I'm not quite sure about this, but I believe its also a lot easier to have a more performant game with 2D art than 3D, for both custom and standard game engines (outside of say, abusing unreal engine into a 2D pixel-art game), and I'm pretty damn sure its easier to have "acceptable" artwork out of pixel artwork than it in blender. ie misunderstandings of human anatomy shows up in both, but its a lot clearer in 3D than a low-res pixel art.

In other words, its time-consuming, but less skill-intensive, for sufficient results. If you have an artist who actually knows their shit, and a programmer/pipeline who can deal with it properly, you're probably better off with 3D (in terms of production rate), but if you're running solo and only really know one or the other (or perhaps neither?), pixel art is likely much easier to actually produce something.

>Also, most of editor features would be better to have in runtime so that assets can respond to changes in lightning.

I can't really think of any pixel-art game with properly dynamic lighting; at most a color pallet for light/dark areas, and maybe an opacity filter near special-cased objects like torches. Most granular really being two-pallet, with it switching colors at a pixel-scale due to a torch, which is just radially applied.

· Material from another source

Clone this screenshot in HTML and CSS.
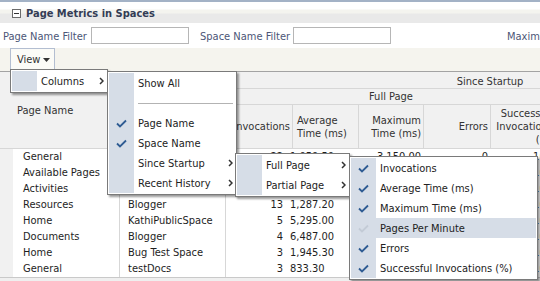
FILE: index.html
```html
<!DOCTYPE html>
<html>
<head>
<meta charset="utf-8">
<link rel="stylesheet" href="styles.css">
</head>
<body>
<div class="page">
  <div class="titlebar">
    <svg class="collapse" width="9" height="9" viewBox="0 0 9 9"><rect x="0.5" y="0.5" width="8" height="8" fill="#fff" stroke="#6b6b6b"/><path d="M2 4.5H7" stroke="#333" stroke-width="1"/></svg>
    <span class="title">Page Metrics in Spaces</span>
  </div>
  <div class="filters">
    <span class="flabel l1">Page Name Filter</span><input class="finput" type="text">
    <span class="flabel l2">Space Name Filter</span><input class="finput" type="text">
    <span class="flabel l3">Maximum Time Filter</span>
  </div>
  <div class="toolbar">
    <div class="viewbtn">View<svg class="dd" width="7" height="4" viewBox="0 0 7 4"><path d="M0 0H7L3.5 4Z" fill="#333"/></svg></div>
  </div>
  <div class="tablewrap">
    <div class="thead">
      <div class="hc gut"></div>
      <div class="hc pname">Page Name</div>
      <div class="hc sname">Space Name</div>
      <div class="hc since">Since Startup</div>
      <div class="hc full">Full Page</div>
      <div class="hc partial">Partial Page</div>
      <div class="hc num r">Invocations</div>
      <div class="hc num l">Average<br>Time (ms)</div>
      <div class="hc num r">Maximum<br>Time (ms)</div>
      <div class="hc num r">Errors</div>
      <div class="hc num r pr3">Successful<br>Invocations<br>(%)</div>
      <div class="hc num r">Invocations</div>
      <div class="hc num r">Average<br>Time (ms)</div>
      <div class="hc num r">Errors</div>
    </div>
    <div class="tbody">
      <div class="row"><div class="c gut"></div><div class="c pn">General</div><div class="c sn">General</div><div class="c inv">22</div><div class="c avg">1,059.50</div><div class="c max">3,150.00</div><div class="c err">0</div><div class="c suc">100</div></div>
      <div class="row"><div class="c gut"></div><div class="c pn">Available Pages</div><div class="c sn">Home</div><div class="c inv">18</div><div class="c avg">1,320.10</div><div class="c max">2,870.00</div><div class="c err">0</div><div class="c suc">100</div></div>
      <div class="row"><div class="c gut"></div><div class="c pn">Activities</div><div class="c sn">Home</div><div class="c inv">15</div><div class="c avg">986.40</div><div class="c max">1,920.00</div><div class="c err">0</div><div class="c suc">100</div></div>
      <div class="row"><div class="c gut"></div><div class="c pn">Resources</div><div class="c sn">Blogger</div><div class="c inv">13</div><div class="c avg">1,287.20</div><div class="c max">2,480.00</div><div class="c err">0</div><div class="c suc">100</div></div>
      <div class="row"><div class="c gut"></div><div class="c pn">Home</div><div class="c sn">KathiPublicSpace</div><div class="c inv">5</div><div class="c avg">5,295.00</div><div class="c max">9,750.00</div><div class="c err">0</div><div class="c suc">100</div></div>
      <div class="row"><div class="c gut"></div><div class="c pn">Documents</div><div class="c sn">Blogger</div><div class="c inv">4</div><div class="c avg">6,487.00</div><div class="c max">11,200.00</div><div class="c err">0</div><div class="c suc">100</div></div>
      <div class="row"><div class="c gut"></div><div class="c pn">Home</div><div class="c sn">Bug Test Space</div><div class="c inv">3</div><div class="c avg">1,945.30</div><div class="c max">3,120.00</div><div class="c err">0</div><div class="c suc">100</div></div>
      <div class="row"><div class="c gut"></div><div class="c pn">General</div><div class="c sn">testDocs</div><div class="c inv">3</div><div class="c avg">833.30</div><div class="c max">1,010.00</div><div class="c err">0</div><div class="c suc">100</div></div>
    </div>
  </div>
</div>

<div class="menu m1">
  <div class="mi"><span class="ic"></span><span class="lbl">Columns</span><svg class="arr" width="5" height="8" viewBox="0 0 5 8"><path d="M1 1L4 4L1 7" fill="none" stroke="#333" stroke-width="1.5"/></svg></div>
</div>

<div class="menu m2">
  <div class="mi"><span class="ic"></span><span class="lbl">Show All</span></div>
  <div class="mi sep"><span class="ic"></span><span class="sepline"></span></div>
  <div class="mi"><span class="ic"><svg class="chk" width="11" height="9" viewBox="0 0 11 9"><path d="M1 4.5L4 7.5L10 1.5" fill="none" stroke="#2f5c93" stroke-width="1.8"/></svg></span><span class="lbl">Page Name</span></div>
  <div class="mi"><span class="ic"><svg class="chk" width="11" height="9" viewBox="0 0 11 9"><path d="M1 4.5L4 7.5L10 1.5" fill="none" stroke="#2f5c93" stroke-width="1.8"/></svg></span><span class="lbl">Space Name</span></div>
  <div class="mi"><span class="ic"></span><span class="lbl">Since Startup</span><svg class="arr" width="5" height="8" viewBox="0 0 5 8"><path d="M1 1L4 4L1 7" fill="none" stroke="#333" stroke-width="1.5"/></svg></div>
  <div class="mi"><span class="ic"></span><span class="lbl">Recent History</span><svg class="arr" width="5" height="8" viewBox="0 0 5 8"><path d="M1 1L4 4L1 7" fill="none" stroke="#333" stroke-width="1.5"/></svg></div>
</div>

<div class="menu m3">
  <div class="mi"><span class="ic"></span><span class="lbl">Full Page</span><svg class="arr" width="5" height="8" viewBox="0 0 5 8"><path d="M1 1L4 4L1 7" fill="none" stroke="#333" stroke-width="1.5"/></svg></div>
  <div class="mi"><span class="ic"></span><span class="lbl">Partial Page</span><svg class="arr" width="5" height="8" viewBox="0 0 5 8"><path d="M1 1L4 4L1 7" fill="none" stroke="#333" stroke-width="1.5"/></svg></div>
</div>

<div class="menu m4">
  <div class="mi"><span class="ic"><svg class="chk" width="11" height="9" viewBox="0 0 11 9"><path d="M1 4.5L4 7.5L10 1.5" fill="none" stroke="#2f5c93" stroke-width="1.8"/></svg></span><span class="lbl">Invocations</span></div>
  <div class="mi"><span class="ic"><svg class="chk" width="11" height="9" viewBox="0 0 11 9"><path d="M1 4.5L4 7.5L10 1.5" fill="none" stroke="#2f5c93" stroke-width="1.8"/></svg></span><span class="lbl">Average Time (ms)</span></div>
  <div class="mi"><span class="ic"><svg class="chk" width="11" height="9" viewBox="0 0 11 9"><path d="M1 4.5L4 7.5L10 1.5" fill="none" stroke="#2f5c93" stroke-width="1.8"/></svg></span><span class="lbl">Maximum Time (ms)</span></div>
  <div class="mi hl"><span class="ic"><svg class="chk" width="11" height="9" viewBox="0 0 11 9"><path d="M1 4.5L4 7.5L10 1.5" fill="none" stroke="#c3cbd6" stroke-width="1.8"/></svg></span><span class="lbl">Pages Per Minute</span></div>
  <div class="mi"><span class="ic"><svg class="chk" width="11" height="9" viewBox="0 0 11 9"><path d="M1 4.5L4 7.5L10 1.5" fill="none" stroke="#2f5c93" stroke-width="1.8"/></svg></span><span class="lbl">Errors</span></div>
  <div class="mi"><span class="ic"><svg class="chk" width="11" height="9" viewBox="0 0 11 9"><path d="M1 4.5L4 7.5L10 1.5" fill="none" stroke="#2f5c93" stroke-width="1.8"/></svg></span><span class="lbl">Successful Invocations (%)</span></div>
</div>
</body>
</html>
```

FILE: styles.css
```css
* { box-sizing: border-box; }
html, body { margin: 0; padding: 0; }
body {
  width: 540px;
  height: 281px;
  overflow: hidden;
  position: relative;
  background: #efefef;
  font-family: "DejaVu Sans Condensed", "DejaVu Sans", "Liberation Sans", sans-serif;
  font-size: 11px;
  color: #222;
}
.page { width: 540px; }

.titlebar {
  height: 23px;
  border-top: 2px solid #a3b2c6;
  background: linear-gradient(to bottom, #ffffff 0px, #ffffff 7px, #f4f4ef 8px, #f4f4ef 11px, #e9e9e9 12px, #e9e9e9 100%);
  display: flex;
  align-items: center;
  padding: 2px 0 0 12px;
}
.collapse { display: block; }
.title {
  margin-left: 5px;
  font-weight: bold;
  font-size: 11px;
  color: #333c55;
  white-space: nowrap;
}

.filters {
  height: 25px;
  background: #fff;
  display: flex;
  align-items: center;
  padding-left: 3px;
  white-space: nowrap;
  overflow: hidden;
}
.flabel { color: #4c5677; flex: none; padding-top: 2px; }
.l1 { width: 88px; }
.l2 { width: 93px; margin-left: 11px; }
.l3 { margin-left: 116px; }
.finput {
  flex: none;
  width: 98px;
  height: 17px;
  margin: 0;
  padding: 0;
  border: 1px solid #b6b6b6;
  background: #fff;
}

.toolbar {
  height: 23px;
  background: #f5f4ee;
  display: flex;
}
.viewbtn {
  margin-left: 10px;
  width: 45px;
  height: 22px;
  border: 1px solid #b3bed1;
  background: #fbfbf7;
  display: flex;
  align-items: center;
  padding-left: 6px;
  color: #333;
}
.dd { margin-left: 3px; margin-top: 2px; }

.tablewrap {
  width: 540px;
  overflow: hidden;
  background: #efefef;
}
.thead {
  display: grid;
  grid-template-columns: 13px 107px 106px 67px 66px 65px 67px 66px 66px 66px 66px;
  grid-template-rows: 17px 16px 44px;
  width: max-content;
  background: #f1f1f1;
  border-top: 1px solid #a3a3a3;
  color: #333;
}
.hc {
  border-right: 1px solid #d7d7d7;
  border-bottom: 1px solid #d7d7d7;
  display: flex;
  align-items: center;
  line-height: 13px;
  white-space: nowrap;
  overflow: hidden;
}
.hc.gut { grid-row: 1 / 4; grid-column: 1; border-right: none; background: #f1f1f1; }
.pname { grid-row: 1 / 4; grid-column: 2; padding-left: 4px; }
.sname { grid-row: 1 / 4; grid-column: 3; padding-left: 4px; }
.since { grid-row: 1; grid-column: 4 / span 8; justify-content: center; padding-top: 3px; }
.full { grid-row: 2; grid-column: 4 / span 5; justify-content: center; }
.partial { grid-row: 2; grid-column: 9 / span 3; justify-content: center; }
.num { grid-row: 3; }
.num.r { justify-content: flex-end; text-align: right; padding-right: 2px; }
.num.l { justify-content: flex-start; text-align: left; padding-left: 4px; }
.num.pr3 { padding-right: 3px; }

.tbody {
  width: 540px;
  border-bottom: 1px solid #c9c9c9;
}
.row {
  display: grid;
  grid-template-columns: 13px 107px 106px 64px 66px 66px 67px 66px;
  height: 16px;
  background: #fff;
  color: #1e1e1e;
}
.c { line-height: 16px; white-space: nowrap; overflow: hidden; }
.c.gut { background: #f1f1f1; }
.pn { padding-left: 10px; border-right: 1px solid #d7d7d7; }
.sn { padding-left: 8px; border-right: 1px solid #d7d7d7; }
.inv { text-align: right; padding-right: 7px; }
.avg { text-align: left; padding-left: 0; }
.max { text-align: right; padding-right: 1px; }
.err { text-align: right; padding-right: 1px; }
.suc { text-align: right; padding-right: 3px; }

.menu {
  position: absolute;
  background: #fff;
  border: 1px solid #7a7a7a;
  box-shadow: 2px 2px 2px rgba(0, 0, 0, 0.4);
  padding: 1px;
  color: #222;
}
.m1 { left: 10px; top: 69px; width: 98px; }
.m2 { left: 107px; top: 71px; width: 130px; }
.m3 { left: 235px; top: 153px; width: 115px; }
.m4 { left: 349px; top: 156px; width: 189px; }

.mi {
  display: flex;
  align-items: center;
  height: 20px;
}
.mi.hl { background: #d6dde7; }
.ic {
  flex: none;
  width: 25px;
  align-self: stretch;
  background: #d6dde7;
  display: flex;
  align-items: center;
  justify-content: center;
}
.chk { display: block; }
.lbl { flex: 1; padding-left: 4px; white-space: nowrap; }
.arr { flex: none; display: block; margin-right: 2px; }
.sepline {
  flex: 1;
  height: 1px;
  background: #b3b3b3;
  margin: 0 2px 0 4px;
}
```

But like actual directional light, I can't really think of. Some 3D games with low-res qualities ie Devil Daggers, but nothing for 2D pixel-art

veli_joza
There is this popular 'trick' for 2D pixel art to use normal maps for dynamic lightning. I call it a trick because it uses 3D hi-res technology (shaders) to enhance 2D lo-res artwork. There are several indie pixelart games that use this effect and also many tools that help you create normal maps from pixelart. Here's an example: https://www.codeandweb.com/spriteilluminator

This shows there's a need for such feature. Embedding this editor's capabilities into engine would enable more control over result and more creative freedom.